--- START ---

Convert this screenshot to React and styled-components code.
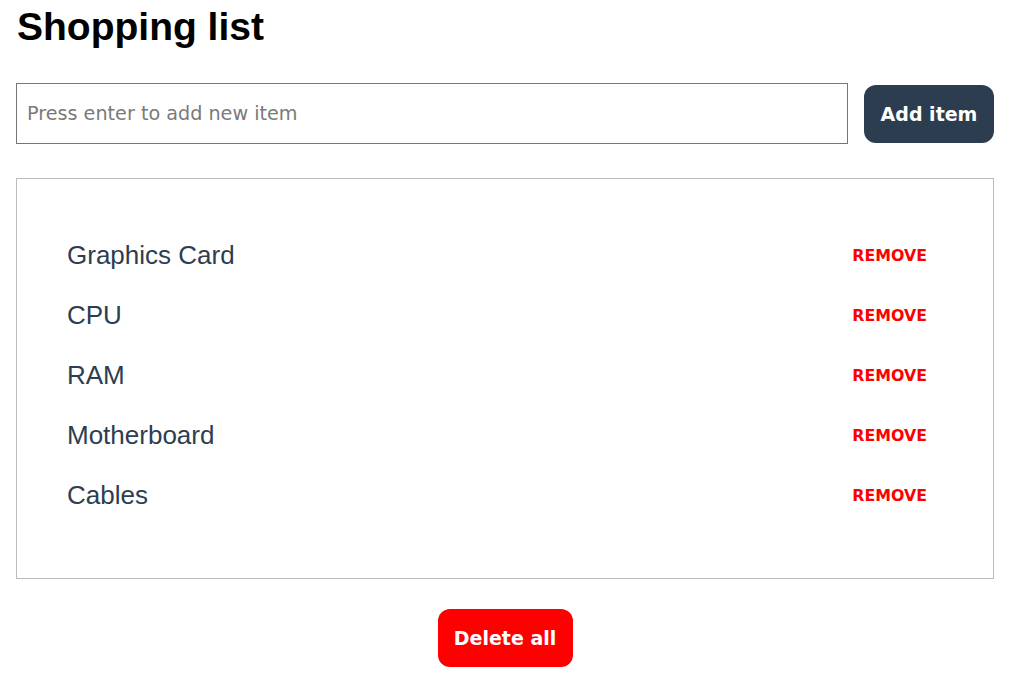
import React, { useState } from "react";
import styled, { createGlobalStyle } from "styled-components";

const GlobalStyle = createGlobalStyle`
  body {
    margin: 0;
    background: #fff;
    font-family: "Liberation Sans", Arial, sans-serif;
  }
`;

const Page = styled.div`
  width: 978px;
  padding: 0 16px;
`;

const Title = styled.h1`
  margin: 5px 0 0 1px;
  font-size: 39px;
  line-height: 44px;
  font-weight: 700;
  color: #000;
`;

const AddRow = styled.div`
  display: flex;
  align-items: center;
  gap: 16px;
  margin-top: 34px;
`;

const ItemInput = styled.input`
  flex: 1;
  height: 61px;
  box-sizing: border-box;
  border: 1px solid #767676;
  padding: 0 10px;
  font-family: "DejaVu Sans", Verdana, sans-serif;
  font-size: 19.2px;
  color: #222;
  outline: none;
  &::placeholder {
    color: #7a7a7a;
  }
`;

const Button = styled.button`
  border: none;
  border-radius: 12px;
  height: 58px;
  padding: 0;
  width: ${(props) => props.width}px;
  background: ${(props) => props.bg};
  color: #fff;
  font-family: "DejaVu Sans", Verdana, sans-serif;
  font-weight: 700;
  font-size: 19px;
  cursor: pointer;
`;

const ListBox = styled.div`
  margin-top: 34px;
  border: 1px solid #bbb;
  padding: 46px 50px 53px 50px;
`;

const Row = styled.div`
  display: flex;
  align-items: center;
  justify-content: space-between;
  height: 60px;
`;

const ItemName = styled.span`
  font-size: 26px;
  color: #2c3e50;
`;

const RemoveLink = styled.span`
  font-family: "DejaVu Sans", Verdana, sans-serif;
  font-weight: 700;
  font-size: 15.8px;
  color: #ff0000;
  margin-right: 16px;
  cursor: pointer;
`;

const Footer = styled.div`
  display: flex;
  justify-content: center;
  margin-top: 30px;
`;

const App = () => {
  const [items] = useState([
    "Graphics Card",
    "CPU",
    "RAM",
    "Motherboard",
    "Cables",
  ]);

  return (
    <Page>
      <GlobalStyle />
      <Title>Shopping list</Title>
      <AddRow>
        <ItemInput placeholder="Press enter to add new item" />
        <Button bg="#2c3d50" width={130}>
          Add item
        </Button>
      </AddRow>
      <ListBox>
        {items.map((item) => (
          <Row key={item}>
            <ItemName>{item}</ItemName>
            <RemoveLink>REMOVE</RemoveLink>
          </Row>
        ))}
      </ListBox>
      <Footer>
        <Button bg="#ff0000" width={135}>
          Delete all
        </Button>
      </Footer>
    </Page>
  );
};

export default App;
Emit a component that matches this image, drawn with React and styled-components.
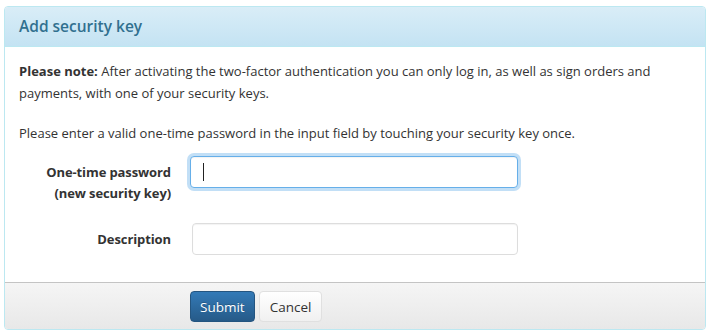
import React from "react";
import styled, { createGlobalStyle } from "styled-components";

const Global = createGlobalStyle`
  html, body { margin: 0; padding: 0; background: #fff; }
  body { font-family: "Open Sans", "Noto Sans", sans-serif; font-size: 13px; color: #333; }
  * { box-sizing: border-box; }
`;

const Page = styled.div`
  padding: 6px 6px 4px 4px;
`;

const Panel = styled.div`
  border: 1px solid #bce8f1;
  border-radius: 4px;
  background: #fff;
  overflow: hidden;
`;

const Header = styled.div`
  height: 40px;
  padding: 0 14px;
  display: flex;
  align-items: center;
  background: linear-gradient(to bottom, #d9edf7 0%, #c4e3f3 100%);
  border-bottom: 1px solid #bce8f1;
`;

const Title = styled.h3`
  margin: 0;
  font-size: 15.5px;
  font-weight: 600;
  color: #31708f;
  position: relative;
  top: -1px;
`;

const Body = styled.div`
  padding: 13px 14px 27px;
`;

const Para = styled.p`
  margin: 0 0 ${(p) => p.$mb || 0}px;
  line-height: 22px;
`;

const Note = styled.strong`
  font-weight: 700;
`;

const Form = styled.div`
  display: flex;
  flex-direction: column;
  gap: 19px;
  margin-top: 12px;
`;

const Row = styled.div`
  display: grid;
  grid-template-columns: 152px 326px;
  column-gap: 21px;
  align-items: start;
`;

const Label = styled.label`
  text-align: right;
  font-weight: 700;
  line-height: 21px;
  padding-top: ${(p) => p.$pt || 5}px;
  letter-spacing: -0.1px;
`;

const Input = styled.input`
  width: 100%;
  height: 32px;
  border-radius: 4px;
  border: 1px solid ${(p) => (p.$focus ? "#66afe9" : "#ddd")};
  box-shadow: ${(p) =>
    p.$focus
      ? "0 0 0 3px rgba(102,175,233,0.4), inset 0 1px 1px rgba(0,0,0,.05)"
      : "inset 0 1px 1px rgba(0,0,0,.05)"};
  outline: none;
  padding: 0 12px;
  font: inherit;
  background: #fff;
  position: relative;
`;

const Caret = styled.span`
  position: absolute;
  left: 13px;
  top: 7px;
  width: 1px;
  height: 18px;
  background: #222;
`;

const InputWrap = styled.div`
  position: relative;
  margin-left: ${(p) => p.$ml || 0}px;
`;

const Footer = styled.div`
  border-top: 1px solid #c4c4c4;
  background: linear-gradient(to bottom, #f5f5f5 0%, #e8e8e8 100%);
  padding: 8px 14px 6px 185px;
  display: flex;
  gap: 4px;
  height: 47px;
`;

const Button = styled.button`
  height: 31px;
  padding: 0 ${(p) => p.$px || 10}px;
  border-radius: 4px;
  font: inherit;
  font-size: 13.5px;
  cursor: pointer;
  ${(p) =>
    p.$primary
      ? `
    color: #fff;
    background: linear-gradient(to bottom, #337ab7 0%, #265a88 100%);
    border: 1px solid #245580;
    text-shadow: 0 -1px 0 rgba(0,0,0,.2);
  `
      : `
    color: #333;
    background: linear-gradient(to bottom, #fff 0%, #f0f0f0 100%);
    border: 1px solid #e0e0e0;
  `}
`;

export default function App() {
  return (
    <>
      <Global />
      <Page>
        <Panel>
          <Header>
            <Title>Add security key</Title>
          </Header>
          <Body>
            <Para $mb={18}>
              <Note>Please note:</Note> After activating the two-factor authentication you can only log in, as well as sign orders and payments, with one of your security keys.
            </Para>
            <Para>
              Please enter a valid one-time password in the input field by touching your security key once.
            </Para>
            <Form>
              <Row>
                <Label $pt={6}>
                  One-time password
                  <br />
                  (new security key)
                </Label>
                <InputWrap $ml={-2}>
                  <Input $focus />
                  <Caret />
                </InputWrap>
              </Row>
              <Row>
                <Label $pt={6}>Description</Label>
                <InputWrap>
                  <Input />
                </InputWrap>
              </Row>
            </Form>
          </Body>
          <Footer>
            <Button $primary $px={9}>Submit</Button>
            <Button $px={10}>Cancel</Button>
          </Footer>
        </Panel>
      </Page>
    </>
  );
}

--- END ---

Task directions - The records above are to be quoted exactly, with all pictures left out.

Correct result -
Convert this screenshot to React and styled-components code.
import React, { useState } from "react";
import styled, { createGlobalStyle } from "styled-components";

const GlobalStyle = createGlobalStyle`
  body {
    margin: 0;
    background: #fff;
    font-family: "Liberation Sans", Arial, sans-serif;
  }
`;

const Page = styled.div`
  width: 978px;
  padding: 0 16px;
`;

const Title = styled.h1`
  margin: 5px 0 0 1px;
  font-size: 39px;
  line-height: 44px;
  font-weight: 700;
  color: #000;
`;

const AddRow = styled.div`
  display: flex;
  align-items: center;
  gap: 16px;
  margin-top: 34px;
`;

const ItemInput = styled.input`
  flex: 1;
  height: 61px;
  box-sizing: border-box;
  border: 1px solid #767676;
  padding: 0 10px;
  font-family: "DejaVu Sans", Verdana, sans-serif;
  font-size: 19.2px;
  color: #222;
  outline: none;
  &::placeholder {
    color: #7a7a7a;
  }
`;

const Button = styled.button`
  border: none;
  border-radius: 12px;
  height: 58px;
  padding: 0;
  width: ${(props) => props.width}px;
  background: ${(props) => props.bg};
  color: #fff;
  font-family: "DejaVu Sans", Verdana, sans-serif;
  font-weight: 700;
  font-size: 19px;
  cursor: pointer;
`;

const ListBox = styled.div`
  margin-top: 34px;
  border: 1px solid #bbb;
  padding: 46px 50px 53px 50px;
`;

const Row = styled.div`
  display: flex;
  align-items: center;
  justify-content: space-between;
  height: 60px;
`;

const ItemName = styled.span`
  font-size: 26px;
  color: #2c3e50;
`;

const RemoveLink = styled.span`
  font-family: "DejaVu Sans", Verdana, sans-serif;
  font-weight: 700;
  font-size: 15.8px;
  color: #ff0000;
  margin-right: 16px;
  cursor: pointer;
`;

const Footer = styled.div`
  display: flex;
  justify-content: center;
  margin-top: 30px;
`;

const App = () => {
  const [items] = useState([
    "Graphics Card",
    "CPU",
    "RAM",
    "Motherboard",
    "Cables",
  ]);

  return (
    <Page>
      <GlobalStyle />
      <Title>Shopping list</Title>
      <AddRow>
        <ItemInput placeholder="Press enter to add new item" />
        <Button bg="#2c3d50" width={130}>
          Add item
        </Button>
      </AddRow>
      <ListBox>
        {items.map((item) => (
          <Row key={item}>
            <ItemName>{item}</ItemName>
            <RemoveLink>REMOVE</RemoveLink>
          </Row>
        ))}
      </ListBox>
      <Footer>
        <Button bg="#ff0000" width={135}>
          Delete all
        </Button>
      </Footer>
    </Page>
  );
};

export default App;
Emit a component that matches this image, drawn with React and styled-components.
import React from "react";
import styled, { createGlobalStyle } from "styled-components";

const Global = createGlobalStyle`
  html, body { margin: 0; padding: 0; background: #fff; }
  body { font-family: "Open Sans", "Noto Sans", sans-serif; font-size: 13px; color: #333; }
  * { box-sizing: border-box; }
`;

const Page = styled.div`
  padding: 6px 6px 4px 4px;
`;

const Panel = styled.div`
  border: 1px solid #bce8f1;
  border-radius: 4px;
  background: #fff;
  overflow: hidden;
`;

const Header = styled.div`
  height: 40px;
  padding: 0 14px;
  display: flex;
  align-items: center;
  background: linear-gradient(to bottom, #d9edf7 0%, #c4e3f3 100%);
  border-bottom: 1px solid #bce8f1;
`;

const Title = styled.h3`
  margin: 0;
  font-size: 15.5px;
  font-weight: 600;
  color: #31708f;
  position: relative;
  top: -1px;
`;

const Body = styled.div`
  padding: 13px 14px 27px;
`;

const Para = styled.p`
  margin: 0 0 ${(p) => p.$mb || 0}px;
  line-height: 22px;
`;

const Note = styled.strong`
  font-weight: 700;
`;

const Form = styled.div`
  display: flex;
  flex-direction: column;
  gap: 19px;
  margin-top: 12px;
`;

const Row = styled.div`
  display: grid;
  grid-template-columns: 152px 326px;
  column-gap: 21px;
  align-items: start;
`;

const Label = styled.label`
  text-align: right;
  font-weight: 700;
  line-height: 21px;
  padding-top: ${(p) => p.$pt || 5}px;
  letter-spacing: -0.1px;
`;

const Input = styled.input`
  width: 100%;
  height: 32px;
  border-radius: 4px;
  border: 1px solid ${(p) => (p.$focus ? "#66afe9" : "#ddd")};
  box-shadow: ${(p) =>
    p.$focus
      ? "0 0 0 3px rgba(102,175,233,0.4), inset 0 1px 1px rgba(0,0,0,.05)"
      : "inset 0 1px 1px rgba(0,0,0,.05)"};
  outline: none;
  padding: 0 12px;
  font: inherit;
  background: #fff;
  position: relative;
`;

const Caret = styled.span`
  position: absolute;
  left: 13px;
  top: 7px;
  width: 1px;
  height: 18px;
  background: #222;
`;

const InputWrap = styled.div`
  position: relative;
  margin-left: ${(p) => p.$ml || 0}px;
`;

const Footer = styled.div`
  border-top: 1px solid #c4c4c4;
  background: linear-gradient(to bottom, #f5f5f5 0%, #e8e8e8 100%);
  padding: 8px 14px 6px 185px;
  display: flex;
  gap: 4px;
  height: 47px;
`;

const Button = styled.button`
  height: 31px;
  padding: 0 ${(p) => p.$px || 10}px;
  border-radius: 4px;
  font: inherit;
  font-size: 13.5px;
  cursor: pointer;
  ${(p) =>
    p.$primary
      ? `
    color: #fff;
    background: linear-gradient(to bottom, #337ab7 0%, #265a88 100%);
    border: 1px solid #245580;
    text-shadow: 0 -1px 0 rgba(0,0,0,.2);
  `
      : `
    color: #333;
    background: linear-gradient(to bottom, #fff 0%, #f0f0f0 100%);
    border: 1px solid #e0e0e0;
  `}
`;

export default function App() {
  return (
    <>
      <Global />
      <Page>
        <Panel>
          <Header>
            <Title>Add security key</Title>
          </Header>
          <Body>
            <Para $mb={18}>
              <Note>Please note:</Note> After activating the two-factor authentication you can only log in, as well as sign orders and payments, with one of your security keys.
            </Para>
            <Para>
              Please enter a valid one-time password in the input field by touching your security key once.
            </Para>
            <Form>
              <Row>
                <Label $pt={6}>
                  One-time password
                  <br />
                  (new security key)
                </Label>
                <InputWrap $ml={-2}>
                  <Input $focus />
                  <Caret />
                </InputWrap>
              </Row>
              <Row>
                <Label $pt={6}>Description</Label>
                <InputWrap>
                  <Input />
                </InputWrap>
              </Row>
            </Form>
          </Body>
          <Footer>
            <Button $primary $px={9}>Submit</Button>
            <Button $px={10}>Cancel</Button>
          </Footer>
        </Panel>
      </Page>
    </>
  );
}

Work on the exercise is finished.